Creating a component

A fundamental concept in kotaemon is "component".

Anything that isn't data or data structure is a "component". A component can be thought of as a step within a pipeline. It takes in some input, processes it, and returns an output, just the same as a Python function! The output will then become an input for the next component in a pipeline. In fact, a pipeline is just a component. More appropriately, a nested component: a component that makes use of one or more other components in the processing step. So in reality, there isn't a difference between a pipeline and a component! Because of that, in kotaemon, we will consider them the same as "component".

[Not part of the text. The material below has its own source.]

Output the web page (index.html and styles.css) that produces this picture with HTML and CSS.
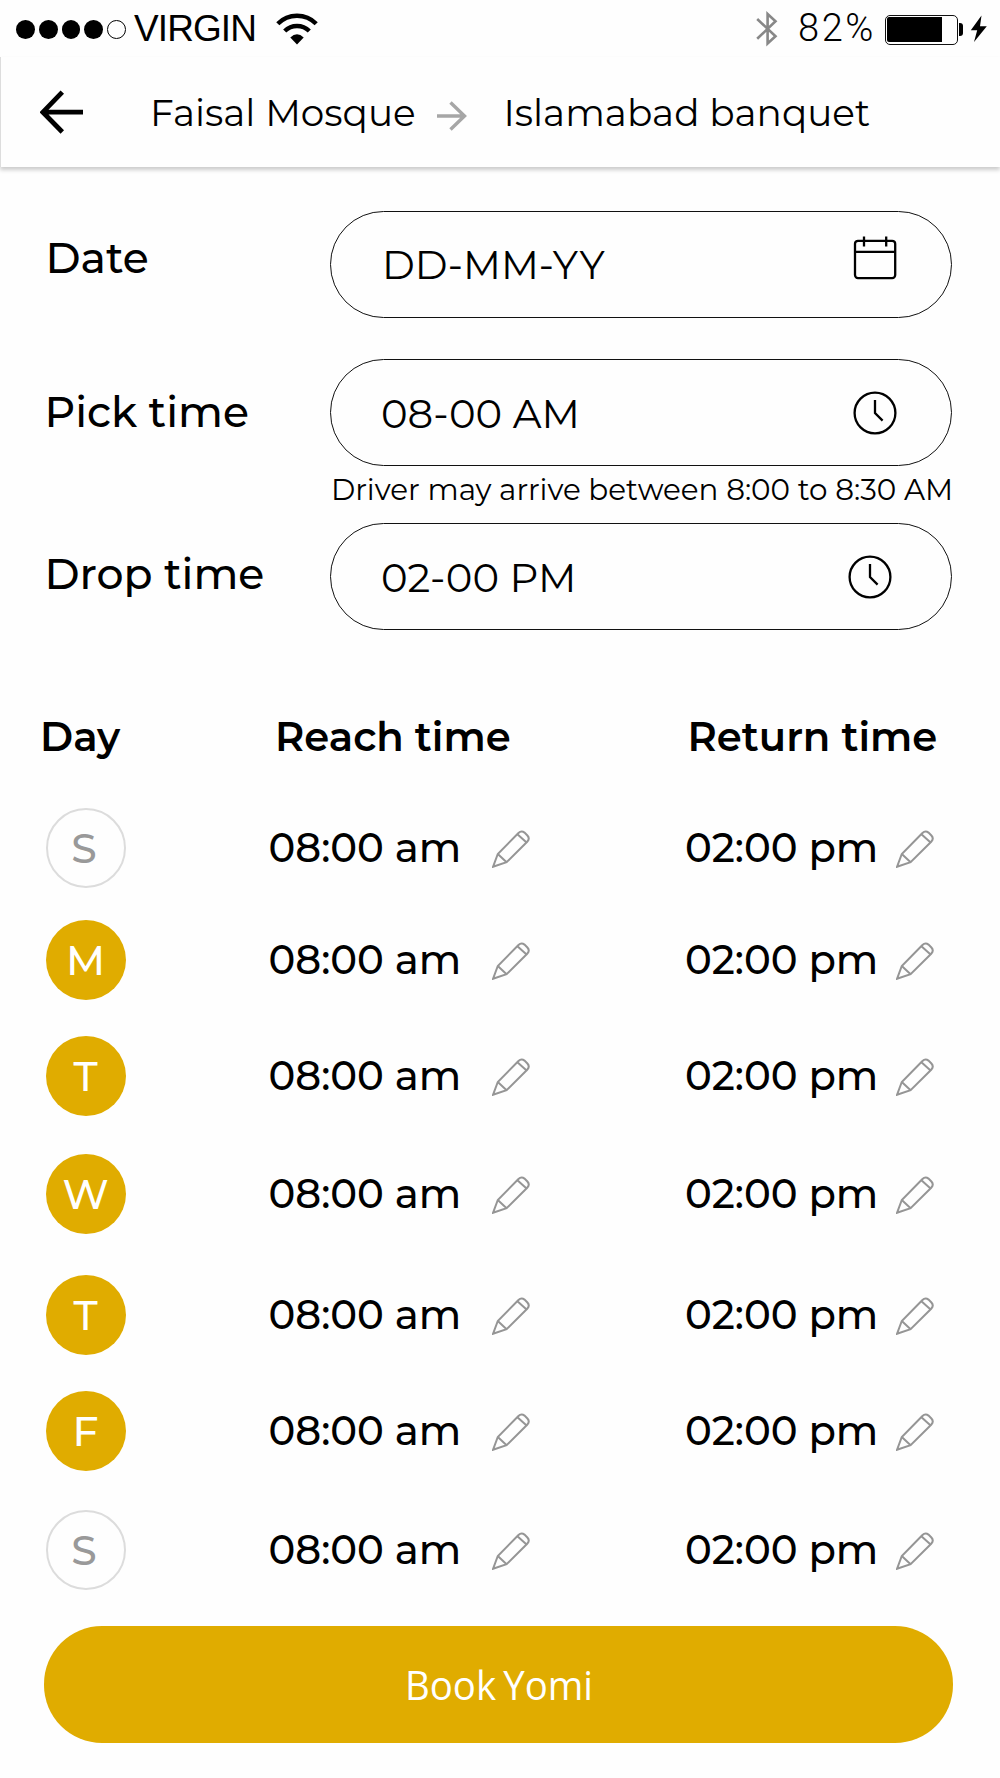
FILE: index.html
```html
<!DOCTYPE html>
<html lang="en">
<head>
<meta charset="utf-8">
<title>Book Yomi</title>
<link rel="stylesheet" href="styles.css">
</head>
<body>
<svg class="defs" aria-hidden="true">
  <symbol id="pencil" viewBox="0 0 38 38"><path d="M1 36.8 5.8 24 26.2 3.3Q29.3 .2 32.5 2.6L35.4 5.5Q38.2 8.6 35.2 11.8L14.6 32.2ZM5.8 24 14.6 32.2M25.4 4.3 34.6 12.6"/></symbol>
  <symbol id="clock" viewBox="0 0 44 44"><circle cx="22" cy="22" r="20.4"/><path d="M22 9V22L29.6 29.6"/></symbol>
</svg>

<div class="status">
  <div class="dots"><i></i><i></i><i></i><i></i><i class="empty"></i></div>
  <span class="carrier">VIRGIN</span>
  <svg class="wifi" width="42" height="34" viewBox="0 0 42 34"><path d="M1.8 11.8A27 27 0 0 1 40.2 11.8M8.7 19A17.5 17.5 0 0 1 33.3 19" fill="none" stroke="#000" stroke-width="4.4"/><path d="M21 32.5 14.3 25.4Q21 19.3 27.7 25.4Z"/></svg>
  <svg class="bluetooth" width="22" height="36" viewBox="0 0 22 36"><path d="M1.2 8 19.5 25.3 11.6 32.5V3L19.5 10.2 1.2 27.8" fill="none" stroke="#888" stroke-width="2.6"/></svg>
  <span class="percent">82%</span>
  <div class="battery"><div class="level"></div></div>
  <div class="nub"></div>
  <svg class="bolt" width="18" height="28" viewBox="0 0 18 28"><path d="M11.5 .5 .8 15.2H7.2L4 27 16.8 11.2H10Z"/></svg>
</div>

<header class="route">
  <svg class="back" width="44" height="44" viewBox="0 0 44 44"><path d="M43 22.2H3.5M22.3 2.2 2.9 22.2 22.3 42" fill="none" stroke="#000" stroke-width="4.8"/></svg>
  <span class="from">Faisal Mosque</span>
  <svg class="to-arrow" width="30" height="30" viewBox="0 0 30 30"><path d="M0 15H28M13.5 1.5 27.5 15 13.5 28.5" fill="none" stroke="#a6a6a6" stroke-width="3.4"/></svg>
  <span class="to">Islamabad banquet</span>
</header>

<main>
  <section class="form">
    <div class="row">
      <span class="label date">Date</span>
      <div class="field"><span class="value v-date">DD-MM-YY</span>
        <svg class="ico calendar" width="44" height="44" viewBox="0 0 44 44"><rect x="2" y="4.8" width="40.2" height="37.3" rx="3"/><path d="M2 15.8H42.2M11 .5V10.5M33.2 .5V10.5"/></svg></div>
    </div>
    <div class="row">
      <span class="label pick">Pick time</span>
      <div class="field"><span class="value">08-00 AM</span><svg class="ico" width="44" height="44"><use href="#clock"/></svg></div>
    </div>
    <p class="hint">Driver may arrive between 8:00 to 8:30 AM</p>
    <div class="row">
      <span class="label drop">Drop time</span>
      <div class="field field-drop"><span class="value">02-00 PM</span><svg class="ico" width="44" height="44"><use href="#clock"/></svg></div>
    </div>
  </section>

  <section class="schedule">
    <div class="line head"><span class="h-day">Day</span><span class="h-reach">Reach time</span><span class="h-return">Return time</span></div>
    <div class="line sun"><span class="day off">S</span><span class="time am">08:00 am</span><svg class="edit"><use href="#pencil"/></svg><span class="time pm">02:00 pm</span><svg class="edit"><use href="#pencil"/></svg></div>
    <div class="line mon"><span class="day">M</span><span class="time am">08:00 am</span><svg class="edit"><use href="#pencil"/></svg><span class="time pm">02:00 pm</span><svg class="edit"><use href="#pencil"/></svg></div>
    <div class="line tue"><span class="day">T</span><span class="time am">08:00 am</span><svg class="edit"><use href="#pencil"/></svg><span class="time pm">02:00 pm</span><svg class="edit"><use href="#pencil"/></svg></div>
    <div class="line wed"><span class="day">W</span><span class="time am">08:00 am</span><svg class="edit"><use href="#pencil"/></svg><span class="time pm">02:00 pm</span><svg class="edit"><use href="#pencil"/></svg></div>
    <div class="line thu"><span class="day">T</span><span class="time am">08:00 am</span><svg class="edit"><use href="#pencil"/></svg><span class="time pm">02:00 pm</span><svg class="edit"><use href="#pencil"/></svg></div>
    <div class="line fri"><span class="day">F</span><span class="time am">08:00 am</span><svg class="edit"><use href="#pencil"/></svg><span class="time pm">02:00 pm</span><svg class="edit"><use href="#pencil"/></svg></div>
    <div class="line sat"><span class="day off">S</span><span class="time am">08:00 am</span><svg class="edit"><use href="#pencil"/></svg><span class="time pm">02:00 pm</span><svg class="edit"><use href="#pencil"/></svg></div>
  </section>

  <div class="book" role="button"><span>Book Yomi</span></div>
</main>
</body>
</html>
```
FILE: styles.css
```css
* { box-sizing: border-box; }

body {
  margin: 0;
  width: 1000px;
  height: 1778px;
  overflow: hidden;
  background: #fefefe;
  color: #000;
  font-family: Montserrat, Inter, sans-serif;
  white-space: nowrap;
}

.defs { display: none; }
svg { display: block; flex: none; }

/* Status bar */
.status {
  display: flex;
  align-items: center;
  height: 57px;
  padding-left: 16px;
}
.dots { display: flex; gap: 4px; width: 118px; margin-top: 2px; }
.dots i { width: 18.8px; height: 18.8px; border-radius: 50%; background: #000; }
.dots .empty { background: none; border: 1.4px solid #000; }
.carrier {
  width: 142px;
  font: 37px/57px "Liberation Sans", Arial, sans-serif;
  letter-spacing: -0.9px;
}
.wifi { margin-top: 0; }
.bluetooth { margin-left: 438px; }
.percent {
  width: 86.5px;
  margin-left: 20px;
  font: 300 38px/57px Roboto, sans-serif;
  letter-spacing: 2.6px;
}
.battery {
  width: 73px;
  height: 30px;
  margin-top: 2px;
  padding: 1.8px;
  border: 1.6px solid #111;
  border-radius: 5px;
}
.level { width: 55px; height: 100%; background: #000; border-radius: 2px 0 0 2px; }
.nub { width: 4px; height: 13px; margin: 2px 7px 0 1px; background: #000; border-radius: 0 3px 3px 0; }

/* Route header */
.route {
  display: flex;
  align-items: center;
  height: 110px;
  padding-left: 39px;
  border-left: 1px solid #ddd;
  box-shadow: 0 3px 4px rgba(0, 0, 0, .2);
  font-size: 37.4px;
  line-height: 44px;
}
.from { width: 286.5px; margin-left: 66px; padding-top: 1px; }
.to-arrow { margin: 7px 0 0; }
.to { margin-left: 37px; padding-top: 1px; }

/* Form */
.form { padding-top: 44px; }
.row { display: flex; height: 107px; }
.row + .row { margin-top: 41px; }
.label {
  flex: none;
  width: 285px;
  margin-left: 44.5px;
  font-size: 42.5px;
  font-weight: 500;
  line-height: 106px;
}
.date { line-height: 94px; padding-left: 1px; }
.drop { line-height: 103px; }
.field {
  display: flex;
  justify-content: space-between;
  align-items: center;
  width: 622.5px;
  height: 107px;
  padding: 0 54px 0 50.5px;
  border: 1.4px solid #111;
  border-radius: 54px;
  font-size: 40.2px;
}
.value { padding-top: 1px; }
.v-date { padding-left: 1px; font-size: 39.7px; }
.field-drop { padding-right: 59px; }
.ico { fill: none; stroke: #000; stroke-width: 2.3; }
.calendar { margin-bottom: 13px; }
.hint {
  height: 57px;
  margin: 0;
  padding-left: 331px;
  font-size: 29.4px;
  line-height: 48px;
}

/* Weekly schedule */
.line { display: flex; align-items: center; height: 80px; padding-left: 45.5px; }
.head {
  height: 54px;
  margin-top: 79px;
  padding-left: 40px;
  font-size: 40.15px;
  font-weight: 600;
}
.h-day { width: 235px; }
.h-reach { width: 412.5px; }
.sun { margin-top: 45px; }
.mon { margin-top: 32px; }
.tue { margin-top: 36px; }
.wed { margin-top: 37.5px; }
.thu { margin-top: 41.5px; }
.fri { margin-top: 36px; }
.sat { margin-top: 39px; }
.day {
  width: 80px;
  height: 80px;
  border-radius: 50%;
  background: #e0ac00;
  color: #fff;
  font-size: 41px;
  font-weight: 500;
  line-height: 80px;
  text-align: center;
}
.off { padding-right: 3px; background: none; border: 2px solid #dcdcdc; color: #999; line-height: 76px; }
.time { height: 80px; font-size: 40.2px; font-weight: 500; line-height: 79.5px; }
.am { width: 223px; margin-left: 143px; }
.pm { width: 211px; margin-left: 155.5px; }
.edit { width: 38px; height: 38px; margin-top: 2px; fill: none; stroke: #959595; stroke-width: 2; }

/* Booking button */
.book {
  width: 909px;
  height: 117px;
  margin: 36px 0 0 44px;
  border-radius: 58px;
  background: #e0ac00;
  color: #fff;
  font: 40px/117px "Open Sans", sans-serif;
  text-align: center;
}
.book span { display: inline-block; transform: scaleX(.96); word-spacing: -3px; }
```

To define a component, you will:

Create a class that subclasses from kotaemon.base.BaseComponent
Declare init params with type annotation
Declare nodes (nodes are just other components!) with type annotation
Implement the processing logic in run.

The syntax of a component is as follow:

python

from kotaemon.base import BaseComponent
from kotaemon.llms import LCAzureChatOpenAI
from kotaemon.parsers import RegexExtractor


class FancyPipeline(BaseComponent):
    param1: str = "This is param1"
    param2: int = 10
    param3: float

    node1: BaseComponent    # this is a node because of BaseComponent type annotation
    node2: LCAzureChatOpenAI  # this is also a node because LCAzureChatOpenAI subclasses BaseComponent
    node3: RegexExtractor   # this is also a node bceause RegexExtractor subclasses BaseComponent

    def run(self, some_text: str):
        prompt = (self.param1 + some_text) * int(self.param2 + self.param3)
        llm_pred = self.node2(prompt).text
        matches = self.node3(llm_pred)
        return matches

Then this component can be used as follow:

python

llm = LCAzureChatOpenAI(endpoint="some-endpont")
extractor = RegexExtractor(pattern=["yes", "Yes"])

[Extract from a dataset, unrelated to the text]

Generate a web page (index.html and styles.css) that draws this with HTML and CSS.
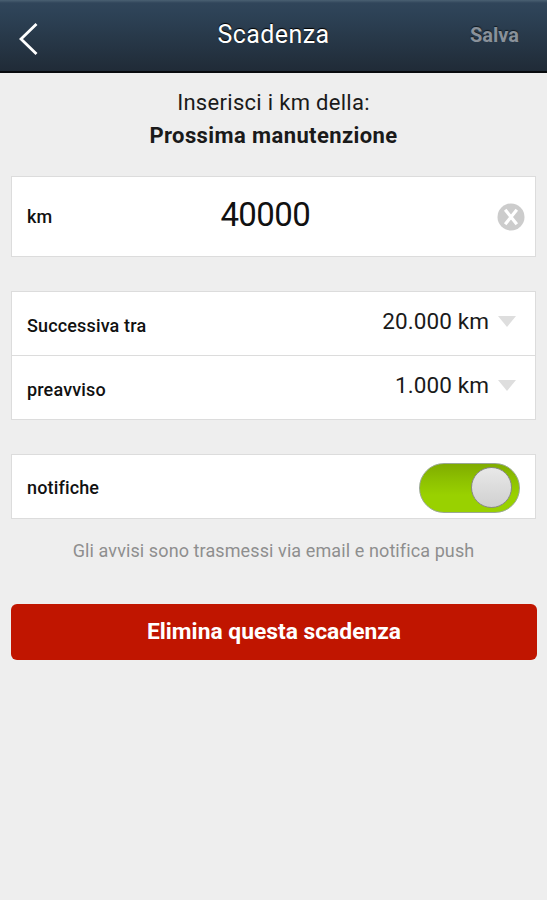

component = FancyPipeline(
    param1="Hello"
    param3=1.5
    node1=llm,
    node2=llm,
    node3=extractor
)
component("goodbye")

This way, we can define each operation as a reusable component, and use them to compose larger reusable components!

Benefits of component

By defining a component as above, we formally encapsulate all the necessary information inside a single class. This introduces several benefits:

Allow tools like promptui to inspect the inner working of a component in order to automatically generate the promptui.
Allow visualizing a pipeline for debugging purpose.